Mother’s Day: Protests, Pacifism, Peacemaking

Mother's PeaceYesterday was Mother’s Day.  Cook mom breakfast. Clean up the kitchen. Treat her to brunch.  Give flowers and cards in hopes that it makes up for all the trouble you caused her the rest of the year.    

Good times. 

Mother’s Day, though, was born out of bad times.  Three names are associated with the birth of Mother’s Day: 

Anna Jarvis

Ann Reeves Jarvis 

Julia Ward Howe

Each one an activist.

Anna Jarvis is credited as the “official” founder of Mother’s Day in the United States. She did it to honor her mom, Ann Reeves Jarvis.   

Ann Reeves Jarvis and her husband lived in the Appalachian mountains of Western Virginia where Ann gave birth to 12 children.  Due to terribly unhealthy conditions in the area, only 4 of her kids survived to adulthood.  

Something had to change and Ann was going to make the change happen.  She became a crusader for public health, establishing in churches across the area “Mother’s Day Work Clubs.”  These weren’t book clubs or bridge clubs.  These were “make our world better” clubs.  These crusading women would visit local families to provide information and education on sanitation, nutrition and overall health.  The clubs raised money to help families who needed assistance covering medical costs.  
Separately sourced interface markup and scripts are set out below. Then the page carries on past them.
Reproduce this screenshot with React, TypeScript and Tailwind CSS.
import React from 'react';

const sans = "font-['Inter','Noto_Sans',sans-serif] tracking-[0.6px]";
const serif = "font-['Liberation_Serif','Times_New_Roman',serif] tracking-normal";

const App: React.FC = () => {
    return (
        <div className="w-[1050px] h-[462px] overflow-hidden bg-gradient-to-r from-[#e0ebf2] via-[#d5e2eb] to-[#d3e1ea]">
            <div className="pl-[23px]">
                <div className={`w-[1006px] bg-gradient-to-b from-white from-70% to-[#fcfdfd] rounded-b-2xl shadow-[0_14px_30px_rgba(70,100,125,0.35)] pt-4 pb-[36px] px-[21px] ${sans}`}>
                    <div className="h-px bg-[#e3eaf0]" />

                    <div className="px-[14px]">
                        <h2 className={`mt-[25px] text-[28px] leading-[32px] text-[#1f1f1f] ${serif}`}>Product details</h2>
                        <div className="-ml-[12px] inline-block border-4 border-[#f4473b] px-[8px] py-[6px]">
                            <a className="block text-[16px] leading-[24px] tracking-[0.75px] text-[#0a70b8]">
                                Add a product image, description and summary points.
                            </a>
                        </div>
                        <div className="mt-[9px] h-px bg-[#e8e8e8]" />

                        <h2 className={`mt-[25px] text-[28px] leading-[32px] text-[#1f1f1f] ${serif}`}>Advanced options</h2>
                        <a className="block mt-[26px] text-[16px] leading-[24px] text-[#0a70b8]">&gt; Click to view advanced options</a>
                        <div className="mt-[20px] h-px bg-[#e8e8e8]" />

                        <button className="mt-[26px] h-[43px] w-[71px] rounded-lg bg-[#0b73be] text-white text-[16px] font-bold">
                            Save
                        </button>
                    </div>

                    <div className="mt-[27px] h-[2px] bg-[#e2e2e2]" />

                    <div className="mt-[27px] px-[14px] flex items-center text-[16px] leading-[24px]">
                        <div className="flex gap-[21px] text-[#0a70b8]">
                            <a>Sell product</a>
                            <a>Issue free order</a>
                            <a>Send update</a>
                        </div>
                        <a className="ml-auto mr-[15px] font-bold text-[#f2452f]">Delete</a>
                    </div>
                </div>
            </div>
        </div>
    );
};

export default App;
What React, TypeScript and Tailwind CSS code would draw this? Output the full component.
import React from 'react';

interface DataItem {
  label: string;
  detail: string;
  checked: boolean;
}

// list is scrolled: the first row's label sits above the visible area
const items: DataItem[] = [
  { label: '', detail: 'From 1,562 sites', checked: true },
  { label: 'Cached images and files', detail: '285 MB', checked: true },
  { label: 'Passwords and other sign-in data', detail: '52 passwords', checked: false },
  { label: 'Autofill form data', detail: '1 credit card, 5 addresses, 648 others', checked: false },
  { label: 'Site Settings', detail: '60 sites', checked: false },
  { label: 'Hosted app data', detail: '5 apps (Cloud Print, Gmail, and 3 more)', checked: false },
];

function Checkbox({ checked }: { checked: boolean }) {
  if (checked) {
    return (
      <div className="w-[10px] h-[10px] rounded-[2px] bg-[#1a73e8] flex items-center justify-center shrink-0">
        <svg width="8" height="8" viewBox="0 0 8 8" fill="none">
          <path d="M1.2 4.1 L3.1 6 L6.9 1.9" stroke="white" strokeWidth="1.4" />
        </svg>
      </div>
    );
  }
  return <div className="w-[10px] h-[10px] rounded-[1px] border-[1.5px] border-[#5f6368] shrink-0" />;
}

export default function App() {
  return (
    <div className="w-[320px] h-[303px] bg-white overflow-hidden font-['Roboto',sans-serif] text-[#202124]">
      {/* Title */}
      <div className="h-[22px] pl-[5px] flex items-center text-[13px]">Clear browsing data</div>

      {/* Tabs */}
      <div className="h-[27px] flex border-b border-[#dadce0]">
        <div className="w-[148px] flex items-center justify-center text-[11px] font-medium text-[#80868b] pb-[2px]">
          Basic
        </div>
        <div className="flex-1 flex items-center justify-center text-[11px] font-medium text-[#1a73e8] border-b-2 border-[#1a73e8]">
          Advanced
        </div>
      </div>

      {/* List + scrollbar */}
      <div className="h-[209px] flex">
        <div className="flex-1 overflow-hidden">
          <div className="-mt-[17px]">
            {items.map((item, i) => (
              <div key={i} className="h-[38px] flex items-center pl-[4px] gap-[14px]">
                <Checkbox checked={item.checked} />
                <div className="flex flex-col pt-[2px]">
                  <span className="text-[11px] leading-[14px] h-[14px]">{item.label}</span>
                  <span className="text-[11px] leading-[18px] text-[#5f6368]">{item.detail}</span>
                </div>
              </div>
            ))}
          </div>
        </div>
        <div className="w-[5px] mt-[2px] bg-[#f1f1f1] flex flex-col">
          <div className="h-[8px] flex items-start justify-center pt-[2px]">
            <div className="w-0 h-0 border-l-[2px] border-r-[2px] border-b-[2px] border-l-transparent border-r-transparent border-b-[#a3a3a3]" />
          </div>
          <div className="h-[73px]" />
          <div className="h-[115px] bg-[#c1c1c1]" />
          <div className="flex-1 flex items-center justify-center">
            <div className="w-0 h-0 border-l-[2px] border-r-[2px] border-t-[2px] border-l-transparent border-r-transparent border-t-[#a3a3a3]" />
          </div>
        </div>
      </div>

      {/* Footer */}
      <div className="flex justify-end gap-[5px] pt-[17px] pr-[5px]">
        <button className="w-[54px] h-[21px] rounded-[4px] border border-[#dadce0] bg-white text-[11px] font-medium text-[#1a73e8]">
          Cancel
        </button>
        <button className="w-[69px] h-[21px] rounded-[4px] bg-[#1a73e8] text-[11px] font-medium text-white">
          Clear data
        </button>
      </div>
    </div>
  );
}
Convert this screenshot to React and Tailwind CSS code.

After the Civil War Ann Reeves Jarvis became a force for reconciliation between the North and South.  In 1868, despite threats of violence, club members held a “Mother’s Day of Friendship” for veterans from both sides of the war.  The women arranged for the band to play first the Confederate ballad, “Dixie,” then the Union’s “Star Spangled Banner.”  The song-fest ended with the entire community joining together to sing “Auld Lang Syne.” 

Anna said, “Thanks Mom” and “Thanks to all the activist moms” who worked for physical and national healing.  

The third woman is Julia Ward Howe.  Most of us know her as the author of the Union’s anthem, “Battle Hymn of the Republic,”  a rallying cry for the North. 

She wrote the lyrics to that anthem in 1861 – just before the beginning the Civil War.  

In 1870, she wrote these words as part of what was called the “Appeal to Womanhood Throughout the World,” later known as “Mother’s Day Proclamation,”

Our husbands shall not come to us reeking with carnage, for caresses and applause.  Our sons shall not be taken from us to unlearn all that we have been able to teach them of charity, mercy, and patience…From the bosom of the devastated earth a voice goes up with our own. It says “Disarm, Disarm!  The sword of murder is not the balance of justice! 

We could call it a “Pacifist Manifesto.”

How did Ms Howe go from cheerleader for war to anti-war activism?

  Maybe it was the 625,000 soldiers on both sides slaughtered (⅔ of them killed by disease).  

Maybe it was the thousands of widows and orphans of soldiers on both sides for whom she cared.

Maybe she saw that the effects of war go beyond the killing of soldiers in battle.

Maybe she heard these words from Union General William Tecumseh Sherman, 

I confess without shame that I am sick and tired of war.  Its glory is all moonshine.  It is only those who have never heard the shrieks and groans of the wounded who cry aloud for more blood, more vengeance, more desolation.  War is Hell.”  

Whatever her reasons, Julia Ward Howe became a passionate pacifist.   Ms Howe did not have much confidence in men’s ability to stop war – male pride and all – so she directed her call to women and intensified her efforts to extend to women the right to vote. 

 

Ann Reeves Jarvis and Julia Ward Howe:

Moms

Activists

World-changers

Peacemakers

Children of God

“Blessed are the peace-makers, for they shall be called ‘children of God.’”  Jesus, Matthew 5:9

Let’s make every day Mother’s Day by living in the light of these activists: Ms Jarvis, Ms Howe, and Jesus.